According to prosecutors, Epstein allegedly paid cash to dozens of girls in exchange for sexual services and, in at least one case, committed rape. Many Epstein victims, including one girl who wore braces when she first met the financier, were runaways, homeless or foster youth. They were groomed, recruited and plucked from trailer parks, broken homes and the streets to sell sex for money, some of them flown on Epstein’s private jet, known as the “Lolita Express.” According to the recent criminal indictment filed against him, Epstein targeted girls “often particularly vulnerable to prostitution” for “various reasons.” An attorney for one girl, who alleges Epstein raped her, said, “She was a child — a child on welfare, with no father, who was groomed, recruited and preyed upon.”
It’s our moral duty not only to bring Epstein to justice but also to address the “various reasons” that lead to the sexual exploitation of our youth. The median age for entry into prostitution in the United States is 13 to 14 years old, according to the U.S. Justice Department. We have to reject the notion that these children — like the Epstein victims — are “young sex workers,” as some people view them, “consenting” to selling their bodies for sex. We all know morally that no child should be bought or sold for sex. Children are not commodities.
Yasmine Vafa, co-founder of Rights4Girls, based in Washington, D.C., says, “There is no such thing as a ‘child prostitute.’ They are all victims.”
Take the case of Kyra Doubek, a young Seattle mother.

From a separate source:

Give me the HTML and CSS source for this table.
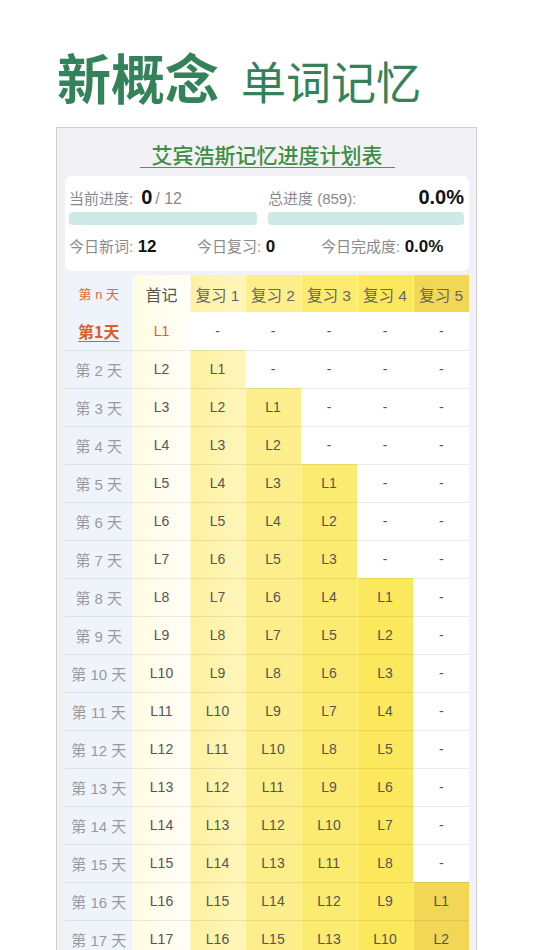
FILE: index.html
```html
<!DOCTYPE html>
<html lang="zh">
<head>
<meta charset="utf-8">
<link rel="stylesheet" href="styles.css">
</head>
<body>
<header class="hero">
  <span class="hero-main">新概念</span>
  <span class="hero-sub">单词记忆</span>
</header>
<section class="card">
  <div class="title-wrap"><h1 class="title">艾宾浩斯记忆进度计划表</h1></div>
  <div class="stats">
    <div class="stats-top">
      <div class="stat-col">
        <div class="stat-line">
          <span class="lbl">当前进度:</span>
          <span class="big">0</span><span class="frac">/ 12</span>
        </div>
        <div class="bar"></div>
      </div>
      <div class="stat-col">
        <div class="stat-line between">
          <span class="lbl">总进度 (859):</span>
          <span class="big">0.0%</span>
        </div>
        <div class="bar"></div>
      </div>
    </div>
    <div class="stats-bottom">
      <span class="item"><span class="lbl">今日新词:</span> <b>12</b></span>
      <span class="item"><span class="lbl">今日复习:</span> <b>0</b></span>
      <span class="item"><span class="lbl">今日完成度:</span> <b>0.0%</b></span>
    </div>
  </div>
  <table class="plan">
    <colgroup>
      <col class="w0"><col class="w1"><col class="w2"><col class="w3"><col class="w3"><col class="w3"><col class="w3">
    </colgroup>
    <thead>
      <tr>
        <th class="c0 nday">第 n 天</th>
        <th class="c1">首记</th>
        <th class="c2">复习 1</th>
        <th class="c3">复习 2</th>
        <th class="c4">复习 3</th>
        <th class="c5">复习 4</th>
        <th class="c6">复习 5</th>
      </tr>
    </thead>
    <tbody>
      <tr class="today"><td class="c0"><span class="today-lbl">第1天</span></td><td class="c1 hot">L1</td><td>-</td><td>-</td><td>-</td><td>-</td><td>-</td></tr>
      <tr><td class="c0">第 2 天</td><td class="c1">L2</td><td class="c2">L1</td><td>-</td><td>-</td><td>-</td><td>-</td></tr>
      <tr><td class="c0">第 3 天</td><td class="c1">L3</td><td class="c2">L2</td><td class="c3">L1</td><td>-</td><td>-</td><td>-</td></tr>
      <tr><td class="c0">第 4 天</td><td class="c1">L4</td><td class="c2">L3</td><td class="c3">L2</td><td>-</td><td>-</td><td>-</td></tr>
      <tr><td class="c0">第 5 天</td><td class="c1">L5</td><td class="c2">L4</td><td class="c3">L3</td><td class="c4">L1</td><td>-</td><td>-</td></tr>
      <tr><td class="c0">第 6 天</td><td class="c1">L6</td><td class="c2">L5</td><td class="c3">L4</td><td class="c4">L2</td><td>-</td><td>-</td></tr>
      <tr><td class="c0">第 7 天</td><td class="c1">L7</td><td class="c2">L6</td><td class="c3">L5</td><td class="c4">L3</td><td>-</td><td>-</td></tr>
      <tr><td class="c0">第 8 天</td><td class="c1">L8</td><td class="c2">L7</td><td class="c3">L6</td><td class="c4">L4</td><td class="c5">L1</td><td>-</td></tr>
      <tr><td class="c0">第 9 天</td><td class="c1">L9</td><td class="c2">L8</td><td class="c3">L7</td><td class="c4">L5</td><td class="c5">L2</td><td>-</td></tr>
      <tr><td class="c0">第 10 天</td><td class="c1">L10</td><td class="c2">L9</td><td class="c3">L8</td><td class="c4">L6</td><td class="c5">L3</td><td>-</td></tr>
      <tr><td class="c0">第 11 天</td><td class="c1">L11</td><td class="c2">L10</td><td class="c3">L9</td><td class="c4">L7</td><td class="c5">L4</td><td>-</td></tr>
      <tr><td class="c0">第 12 天</td><td class="c1">L12</td><td class="c2">L11</td><td class="c3">L10</td><td class="c4">L8</td><td class="c5">L5</td><td>-</td></tr>
      <tr><td class="c0">第 13 天</td><td class="c1">L13</td><td class="c2">L12</td><td class="c3">L11</td><td class="c4">L9</td><td class="c5">L6</td><td>-</td></tr>
      <tr><td class="c0">第 14 天</td><td class="c1">L14</td><td class="c2">L13</td><td class="c3">L12</td><td class="c4">L10</td><td class="c5">L7</td><td>-</td></tr>
      <tr><td class="c0">第 15 天</td><td class="c1">L15</td><td class="c2">L14</td><td class="c3">L13</td><td class="c4">L11</td><td class="c5">L8</td><td>-</td></tr>
      <tr><td class="c0">第 16 天</td><td class="c1">L16</td><td class="c2">L15</td><td class="c3">L14</td><td class="c4">L12</td><td class="c5">L9</td><td class="c6">L1</td></tr>
      <tr><td class="c0">第 17 天</td><td class="c1">L17</td><td class="c2">L16</td><td class="c3">L15</td><td class="c4">L13</td><td class="c5">L10</td><td class="c6">L2</td></tr>
    </tbody>
  </table>
</section>
</body>
</html>
```

FILE: styles.css
```css
* { box-sizing: border-box; }
html, body { margin: 0; padding: 0; background: #ffffff; }
body {
  font-family: "Liberation Sans", "Noto Sans CJK SC", sans-serif;
  color: #333;
  width: 534px;
  height: 950px;
  overflow: hidden;
}

.hero {
  display: flex;
  align-items: baseline;
  gap: 22px;
  padding: 49px 0 0 57px;
  height: 127px;
  font-family: "Noto Sans CJK SC", sans-serif;
  color: #33825a;
}
.hero-main { font-size: 54px; font-weight: 700; line-height: 56px; }
.hero-sub { font-size: 45px; font-weight: 400; line-height: 56px; }

.card {
  margin-left: 56px;
  width: 421px;
  background: #f2f2f6;
  border: 1px solid #cfcfd3;
  border-bottom: none;
  padding: 0 7px 0 8px;
}
.title-wrap { display: flex; justify-content: center; padding-top: 13px; }
.title {
  margin: 0;
  font-family: "Noto Sans CJK SC", sans-serif;
  font-size: 21px;
  font-weight: 500;
  line-height: 26px;
  color: #3f8e43;
  padding: 0 12px;
  border-bottom: 1.5px solid #4a9550;
}

.stats {
  margin-top: 8px;
  background: #ffffff;
  border-radius: 7px;
  height: 95px;
  padding: 10px 5px 0 4px;
}
.stats-top { display: grid; grid-template-columns: 188px 1fr; column-gap: 11px; }
.stat-line { display: flex; align-items: baseline; height: 22px; }
.stat-line.between { justify-content: space-between; }
.lbl {
  font-family: "Liberation Sans", "Noto Sans CJK SC", sans-serif;
  font-size: 15px;
  color: #8a8a8e;
}
.big { font-size: 20px; font-weight: 700; color: #111; margin-left: 8px; }
.stat-line.between .big { margin-left: 0; }
.frac { font-size: 16px; color: #8a8a8e; margin-left: 3px; }
.bar {
  margin-top: 4px;
  height: 13px;
  border-radius: 4px;
  background: #cde9e6;
}
.stats-bottom {
  display: grid;
  grid-template-columns: 128px 124px auto;
  margin-top: 10px;
  height: 22px;
  align-items: baseline;
}
.stats-bottom b { font-size: 17px; font-weight: 700; color: #111; }

.plan {
  margin-top: 4px;
  width: 404px;
  table-layout: fixed;
  border-collapse: collapse;
  font-size: 14px;
  color: #555;
}
.w0 { width: 68px; }
.w1 { width: 57px; }
.w2 { width: 55px; }
.w3 { width: 56px; }

.plan th, .plan td {
  padding: 0;
  text-align: center;
  background: #ffffff;
}
.plan thead tr { height: 37px; }
.plan th {
  font-family: "Liberation Sans", "Noto Sans CJK SC", sans-serif;
  font-weight: 400;
  font-size: 15.5px;
  color: #666;
  border-right: 1px solid rgba(255,255,255,0.7);
}
.plan th.c1 { font-size: 16px; color: #555; }
.plan tbody tr { height: 38px; }
.plan td { border-bottom: 1px solid rgba(0,0,0,0.08); border-right: 1px solid rgba(255,255,255,0.6); }
.plan td:last-child, .plan th:last-child { border-right: none; }

.plan .c0 {
  background: #eef4f9;
  font-family: "Liberation Sans", "Noto Sans CJK SC", sans-serif;
  font-size: 15px;
  color: #9a9a9e;
}
.plan th.nday { font-size: 13px; color: #e06a36; }
.plan .c1 { background: linear-gradient(to right, #fffbe2, #fffef7); }
.plan .c2 { background: linear-gradient(to right, #fdf1a0, #fef5bb); }
.plan .c3 { background: #fcee8a; }
.plan .c4 { background: #fbeb70; }
.plan .c5 { background: #fbe85c; }
.plan .c6 { background: #f2d656; }

.today-lbl {
  font-family: "Noto Sans CJK SC", sans-serif;
  font-size: 16px;
  font-weight: 700;
  color: #d9602e;
  text-decoration: underline;
  text-underline-offset: 3px;
}
.plan td.hot { color: #d9602e; }
```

Earlier this year, she spoke to hundreds of people at an anti-trafficking event in downtown Seattle, chronicling her journey into “the life,” as sex work is known. “Instability, abuse, domestic violence, poverty and addiction were prevalent within my home,” she said. “It was like I was born for ‘the life,’ that there wasn’t any other outcome that could happen.”
After being a homeless runaway teenager, Doubek said, her then-boyfriend punched her in the face one night. “He said he was so upset, because he loved me. I was a minor, and he exposed me to porn, raped me, beat me, manipulated me and dismantled my identity. Everything had a price.” As a minor, she was forced to sell her body for sex, feeling broken and unloved. Finally, after totaling her car into a police car, Doubek left “the life.”
Today, Doubek is signatory No. 187 of about 340 survivors who sent a petition, before the Epstein scandal arrest, to tell U.S. presidential candidates that a growing movement to legalize prostitution would harm victims in the sex-trade industry, including the youngest victims, like Doubek and the girls allegedly trapped by Epstein. In the petition, the survivors wrote that “decriminalizing the sex trade in its entirety would have disastrous consequences.”
They wrote: “Do not be confused — full decriminalization means allowing pimps, sex buyers and brothel owners to operate with impunity. Sex trafficking (including that of children) and organized crime increases when pimping and sex buying are legalized.”
One promising solution to addressing the reasons youth are trapped in sexual exploitation is the Nordic Model, which decriminalizes the vulnerable people who represent the “supply” and provides them services to exit “the life.” It targets the demand that drives sex trafficking, criminalizing buyers and sellers.
In Seattle, at StolenYouth, a nonprofit established seven years ago to end child sex trafficking in Washington state, we follow the Nordic Model in supporting a coalition of local organizations dedicated to closing the onramps to sex trafficking by disrupting demand and building the offramps with outreach, housing, jobs, counseling and healing for young survivors of sex trafficking. By addressing why young people become vulnerable to sex trafficking, we have been able to help them leave “the life.”
At the event where she spoke, Doubek told the audience the rest of her story: In her new life, she works in South King County, helping commercially sexually exploited children escape the trap of sexual exploitation, allowing them to be “a child like I once was, and never got to be.”
That is why we must shut down the pipeline of vulnerability that entraps too many innocent children and youth, from the victims in Epstein’s sex ring to the children on the streets.